Naive MC method correctness

[HaroldRKingsberg]

I've run the Naive MC method here two different ways at this point: once using the current geometric Brownian motion concept and once with the closed-form solution concept. In both cases, I ran them about a thousand times apiece, and found the analytic solution only seemed to come up within the confidence interval 7% of the time at best. Additionally, the standard deviation of those runs is several orders of magnitude greater than the target.

(The code I've been running has been in the option_edits branch.)

I believe @petercwill identified something similar in Issue #6. I'm calling it a night as I have work tomorrow. If anyone figures out what we're doing wrong, please respond ASAP, since we're behind schedule here.

[HaroldRKingsberg]

I think our confidence interval may be:

$\mu{paths} + \frac{\sigma{paths}}{\sqrt{n_{paths}}}Z$

But I'm going off StackOverflow here.

[HaroldRKingsberg]

Specifically: https://quant.stackexchange.com/questions/17204/what-does-convergence-in-monte-carlo-simulation-mean

[mtran2011]

I found an error in the AnalyticEuropeanStockOptionSolver formula. I'm revising it and pushing to master @HaroldRKingsberg : please review this change I'm going to make now to AnalyticEuropeanStockOptionSolver and revert back if needed

[mtran2011]

I think we're good now with a small fix in AnalyticEuropeanStockOptionSolver and its tests.

I'm now looking at NaiveMCOptionSolver to see why we get a std dev of 2.46 while our target is 0.1

[HaroldRKingsberg]

@mtran2011 I wrote the analytic solver essentially by copying what you'd written in tests/analytic.py, and tested it against numbers generated by analytic.py. If there's a bug in AnalyticEuropeanStockOptionSolver, the problem's also in your original code.

I'm nearly positive the two ways are equivalent, the difference being whether or not you distribute exp(-rT) or not. I do prefer things the way you've changed them to -- fewer calculations -- but I'm pretty sure this wasn't a bug.

[mtran2011]

Actually the analytic solver did pass the test before so the bug, if any, wasn't there. I'm still looking at why so many of our MC-based values fall outside the target range

[HaroldRKingsberg]

It's because we've been foolish about this whole thing. What we want to do is specify max length of the confidence interval and the confidence level. We then keep creating paths until the confidence interval from our paths is within the max length. The confidence interval from the paths is calculated as the standard deviation of the paths normalized by the square root of the number of paths, multiplied by the Z-value.

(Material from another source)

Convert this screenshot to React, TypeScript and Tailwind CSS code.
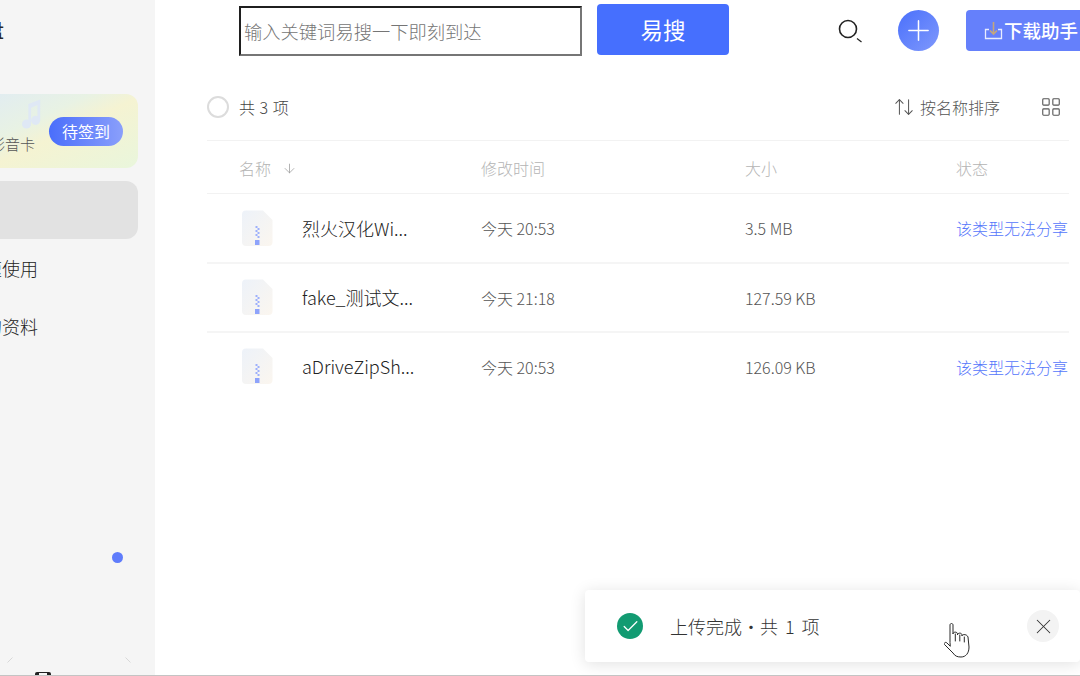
import React from 'react';
import { ArrowDown, ArrowUpDown, Plus, X, Check, LayoutGrid } from 'lucide-react';

const files = [
  { name: '烈火汉化Wi...', time: '今天 20:53', size: '3.5 MB', share: '该类型无法分享', h: 'h-[70px]' },
  { name: 'fake_测试文...', time: '今天 21:18', size: '127.59 KB', share: '', h: 'h-[69px]' },
  { name: 'aDriveZipSh...', time: '今天 20:53', size: '126.09 KB', share: '该类型无法分享', h: 'h-[67px]' },
];

const ZipIcon = () => (
  <svg width="32" height="37" viewBox="0 0 32 37" className="shrink-0">
    <defs>
      <linearGradient id="zipBg" x1="0" y1="0" x2="1" y2="1">
        <stop offset="0" stopColor="#edf2f9" />
        <stop offset="1" stopColor="#fbf6ef" />
      </linearGradient>
    </defs>
    <path d="M5 0.500H22L31.500 10V32a4 4 0 0 1-4 4H5a4 4 0 0 1-4-4V4.500a4 4 0 0 1 4-4z" fill="url(#zipBg)" />
    <path d="M14.500 16h2v2h-2zM16.500 18h2v2h-2zM14.500 20h2v2h-2zM16.500 22h2v2h-2zM14.500 24h2v2h-2zM16.500 26h2v2h-2z" fill="#9db0fb" />
    <rect x="14" y="30" width="4.500" height="5" fill="#8ea3fb" />
  </svg>
);

const HandCursor = () => (
  <svg width="27" height="36" viewBox="0 0 27 36" fill="#fff" stroke="#2a2a2a" strokeWidth="1" strokeLinejoin="round" strokeLinecap="round">
    <path d="M6 19V2c0-2 3-2 3 0v9c0-2.500 4.500-2.500 4.500 0v1c0-2.500 4.500-2.500 4.500 0v1c0-2 5-2 6 1l1 10c0 6-3 10-8 10-4 0-6-1-8-4L.5 21.500c-1-1.500 1-3 2.500-1.500L6 23z" />
    <path d="M11.300 11v7M15.800 12v6M20.300 14v5" fill="none" />
  </svg>
);

export default function App() {
  return (
    <div className="relative flex h-[676px] w-[1080px] overflow-hidden bg-white font-['Noto_Sans_CJK_SC','Noto_Sans',sans-serif] text-[#333]">
      {/* sidebar is cut off on the left in the capture */}
      <aside className="flex w-[155px] shrink-0 flex-col overflow-hidden bg-[#f5f5f5] pr-[17px]">
        <div className="-ml-[60px] mt-[16px] flex h-[28px] items-center">
          <span className="w-[64px] text-right text-[20px] leading-[28px] font-medium whitespace-nowrap text-[#26262c]">云盘</span>
        </div>
        <div className="relative -ml-[80px] mt-[50px] flex h-[74px] shrink-0 items-center justify-end rounded-[12px] bg-[linear-gradient(155deg,#dce8fb_0%,#e8f2e4_45%,#f5f3d2_60%,#e9f6dc_100%)] pr-[15px]">
          <svg width="20" height="32" viewBox="0 0 22 34" fill="#dfe8f5" className="absolute top-[4px] left-[102px]">
            <path d="M7 6l13-5v23h-3V7L10 10v18H7z" />
            <ellipse cx="5" cy="28" rx="5" ry="5" />
            <ellipse cx="15" cy="24" rx="5" ry="5" />
          </svg>
          <span className="absolute top-[39px] left-[70px] text-[15px] leading-[22px] font-light whitespace-nowrap text-[#555]">彩音卡</span>
          <button className="h-[29px] w-[74px] rounded-full bg-[linear-gradient(90deg,#4a6efb,#8a9ffb)] text-[16px] leading-[29px] text-white">待签到</button>
        </div>
        <div className="-ml-[80px] mt-[13px] h-[58px] shrink-0 rounded-[12px] bg-[#e2e2e2]" />
        <div className="-ml-[60px] mt-[17px] w-[98px] text-right text-[18px] leading-[24px] font-light whitespace-nowrap text-[#222]">快速使用</div>
        <div className="-ml-[60px] mt-[34px] w-[98px] text-right text-[18px] leading-[24px] font-light whitespace-nowrap text-[#222]">我的资料</div>
        <div className="mt-[214px] ml-[112px] h-[11px] w-[11px] shrink-0 rounded-full bg-[#5f7cfb]" />
        <div className="mt-[94px] flex justify-between px-[7px] text-[#d8d8d8]">
          <svg width="6" height="6" viewBox="0 0 6 6" fill="none" stroke="currentColor"><path d="M0.500 5.500L5.500 0.500" /></svg>
          <svg width="6" height="6" viewBox="0 0 6 6" fill="none" stroke="currentColor"><path d="M0.500 0.500L5.500 5.500" /></svg>
        </div>
      </aside>

      <main className="flex min-w-0 flex-1 flex-col">
        <header className="flex h-[59px] shrink-0 items-start pl-[84px]">
          <input
            placeholder="输入关键词易搜一下即刻到达"
            className="mt-[6px] h-[50px] w-[343px] shrink-0 border-2 border-t-[#1f1f1f] border-r-[#767676] border-b-[#767676] border-l-[#1f1f1f] bg-white px-[3px] text-[18.300px] font-light text-[#555] placeholder:text-[#757575]"
          />
          <button className="mt-[4px] ml-[15px] h-[51px] w-[132px] shrink-0 rounded-[4px] bg-[#466ffe] text-[22.500px] text-white">易搜</button>
          <svg width="28" height="28" viewBox="0 0 28 28" fill="none" stroke="#222" strokeWidth="1.600" className="mt-[17px] ml-[107px] shrink-0">
            <circle cx="12" cy="12" r="8.500" />
            <path d="M21 21.500l4.500 3.500" strokeWidth="1.200" />
          </svg>
          <div className="mt-[10px] ml-[34px] flex h-[41px] w-[41px] shrink-0 items-center justify-center rounded-full bg-[linear-gradient(135deg,#4a70fb,#7f98fc)]">
            <Plus size={33} strokeWidth={1.100} color="#fff" />
          </div>
          <div className="mt-[10px] ml-[27px] flex h-[41px] w-[130px] shrink-0 items-center rounded-[4px] bg-[#6580fb] pl-[18px] text-[18.500px] font-medium whitespace-nowrap text-white">
            <svg width="20" height="20" viewBox="0 0 20 20" fill="none" className="shrink-0">
              <path d="M5 8.500H1.500v9h16v-9H14" stroke="#e8ecff" strokeWidth="1.300" />
              <path d="M9.500 1v12M6 9.500l3.500 3.500L13 9.500" stroke="#c4a67c" strokeWidth="1.600" />
            </svg>
            下载助手
          </div>
        </header>

        <section className="ml-[52px] w-[862px]">
          <div className="flex h-[82px] items-center border-b border-[#f2f2f2] pt-[14px] pr-[7px]">
            <span className="h-[22px] w-[22px] rounded-full border-2 border-[#dcdcdc]" />
            <span className="ml-[10px] text-[16px] font-light [word-spacing:1px] text-[#444]">共 3 项</span>
            <ArrowUpDown size={22} strokeWidth={1.100} color="#555" className="ml-auto" />
            <span className="ml-[5px] text-[16px] font-light text-[#555]">按名称排序</span>
            <LayoutGrid size={22} strokeWidth={1.200} color="#555" className="ml-[40px]" />
          </div>

          <div className="flex h-[53px] items-center border-b border-[#f2f2f2] pt-[2px] text-[16px] font-light text-[#b4b4b4]">
            <div className="flex w-[274px] items-center pl-[32px]">
              名称
              <ArrowDown size={15} strokeWidth={1.200} color="#999" className="ml-[11px]" />
            </div>
            <div className="w-[264px]">修改时间</div>
            <div className="w-[211px]">大小</div>
            <div>状态</div>
          </div>

          {files.map((f) => (
            <div key={f.name} className={`flex ${f.h} items-center border-b-2 border-[#f5f5f5] last:border-b-0`}>
              <div className="flex w-[274px] items-center pl-[34px]">
                <ZipIcon />
                <span className="ml-[29px] text-[18px] font-light whitespace-nowrap text-[#222]">{f.name}</span>
              </div>
              <div className="w-[264px] text-[16px] font-light text-[#555]">{f.time}</div>
              <div className="w-[211px] text-[16px] font-light text-[#555]">{f.size}</div>
              <div className="text-[16px] font-light whitespace-nowrap text-[#5576fb]">{f.share}</div>
            </div>
          ))}
        </section>
      </main>

      {/* upload toast */}
      <div className="absolute top-[590px] left-[585px] flex h-[72px] w-[495px] items-center rounded-[4px] bg-white pr-[21px] pl-[32px] shadow-[0_2px_16px_rgba(0,0,0,0.12)]">
        <span className="flex h-[26px] w-[26px] items-center justify-center rounded-full bg-[#129b72]">
          <Check size={19} strokeWidth={1.600} color="#fff" />
        </span>
        <span className="ml-[27px] text-[18px] font-light [word-spacing:3px] text-[#333]">上传完成・共 1 项</span>
        <span className="ml-auto flex h-[32px] w-[32px] items-center justify-center rounded-full bg-[#f3f3f3]">
          <X size={25} strokeWidth={1.000} color="#333" />
        </span>
      </div>
      <div className="absolute top-[623px] left-[944px]">
        <HandCursor />
      </div>

      {/* bottom edge of the capture */}
      <svg width="20" height="6" viewBox="0 0 20 6" className="absolute top-[671px] left-[34px]">
        <rect x="1" y="1" width="16" height="8" rx="2" fill="#222" />
        <rect x="5" y="2" width="8" height="3" fill="#f5f5f5" />
      </svg>
      <div className="absolute inset-x-0 bottom-0 h-px bg-[#c4c4c4]" />
    </div>
  );
}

So yes, the overwhelming majority of the paths will end up outside that confidence interval. However, the chance that the population mean will fall outside the confidence interval (sample mean +/- confidence interval) goes to nil.

[HaroldRKingsberg]

I can write this easily enough when I get home tonight.

[mtran2011]

I was the wrong one to put the formula for npaths and nsteps in there. After I do some reading, the algorithm and stopping criteria is like you said Harold, which is: ` while (sample std dev of the sampled payoffs > target stdev):

simulate a new path

get a new payoff from this path, add it to collection of sampled payoffs

update the std dev of the sampled payoffs ` npaths = O(epsilon^-2) and stepsize = O(epsilon) but we don't know the constant in this O(.) I put npaths=epsilon^-2 which clearly did not work

[HaroldRKingsberg]

This has been implemented as of commit fa5e2769b279abc30799de0c0c73cab8bd968930

It should be noted this is a really slow way of going about things: it's about 5 seconds to get a confidence interval of +/- 0.1 (95%), and about 25 to get a confidence level of 0.05. This came out to about 60,000 paths for the 0.1 interval, and 280,000 for the 0.05 interval.